The most effective fix for many of these issues is narrowing the job. Ask the tool to be excellent at quick capture, not everything. Once spoken notes exist, a separate tool can handle cleanup, analysis, formatting, or routing.
When to revisit
Revisit your chosen online voice notepad when one of three things changes: your workload, your device environment, or your tolerance for cleanup. That sounds simple, but it is a reliable rule.
Start with a practical self-audit:
- Are you capturing more notes than before, or just trying to capture better notes?
- Do you need raw text quickly, or do you need reusable output?
- Has your work moved from solo drafting to shared documentation?
- Are you dictating on different devices than you used six months ago?
- Has privacy sensitivity increased for the kinds of notes you speak?
If you answer yes to any of those, rerun a quick comparison.
A useful revisit process takes less than 20 minutes:
- Pick two or three current candidate tools.
- Use the same test script in each one.
- Dictate one freeform paragraph, one technical paragraph, and one list.
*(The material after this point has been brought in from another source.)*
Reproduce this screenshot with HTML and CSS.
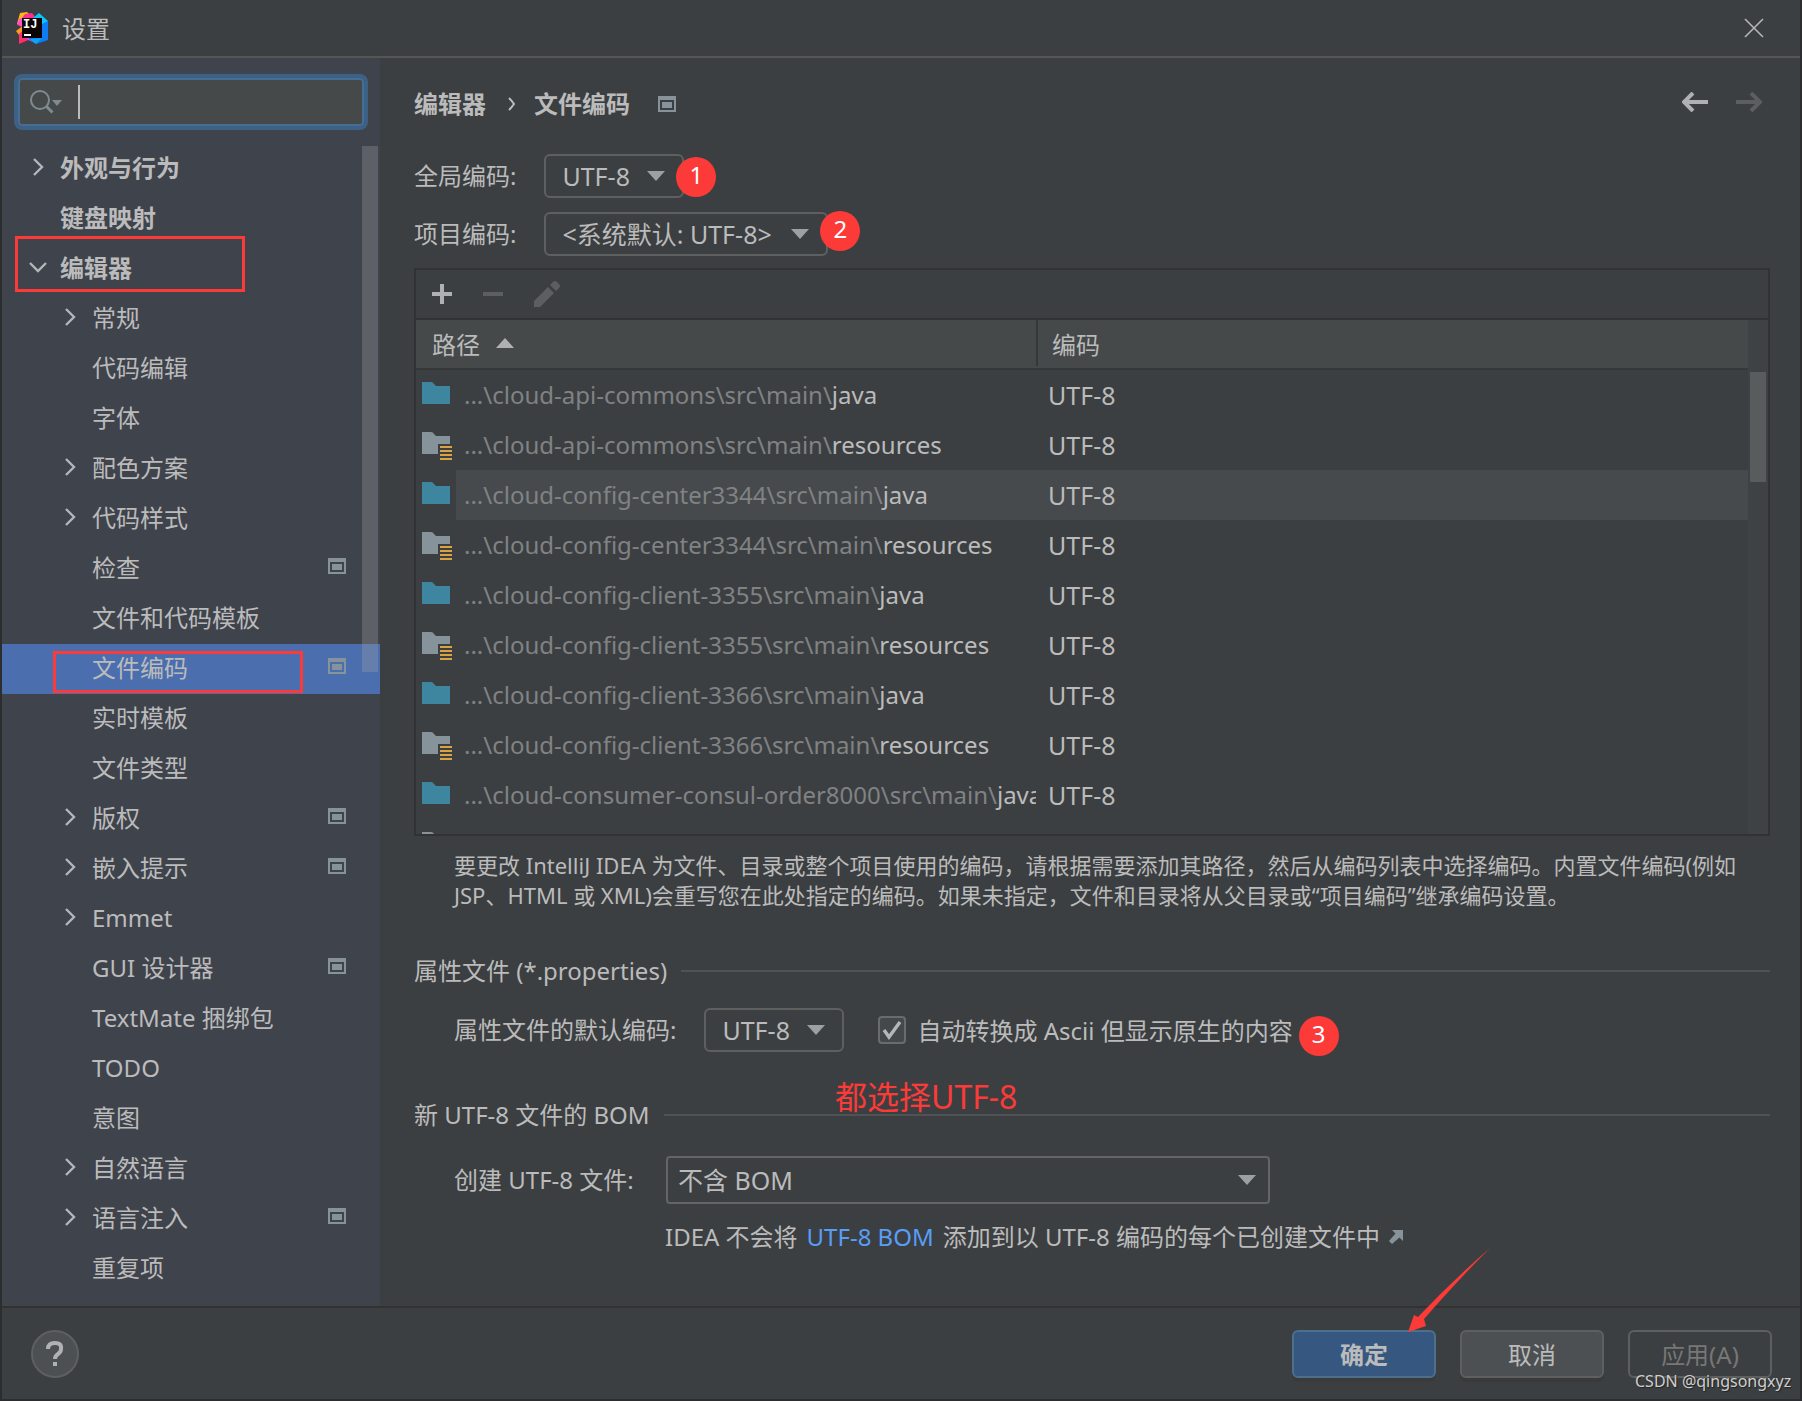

- Measure how much cleanup each transcript needs.
- Test copy-paste into your real destination app.
- Check whether the workflow still feels light enough for daily use.
Then make a simple decision:
- Keep if the current tool still gets text onto the page with minimal friction
- Replace if cleanup, reliability, or privacy concerns now outweigh convenience
- Split the workflow if one tool is best for capture and another is best for processing
This topic is worth revisiting on a recurring schedule because voice capture is not a static category. Browser capabilities change, AI text utilities evolve, and user expectations keep moving toward cleaner output and better integration. Returning to the category with a clear scorecard is usually more productive than searching for a permanent winner.
If you want the shortest version of this guide, use this rule: choose the browser voice notes tool that helps you preserve ideas immediately, then pair it with a second tool only when the text needs polishing or routing. That is usually the most durable, low-friction setup for modern work.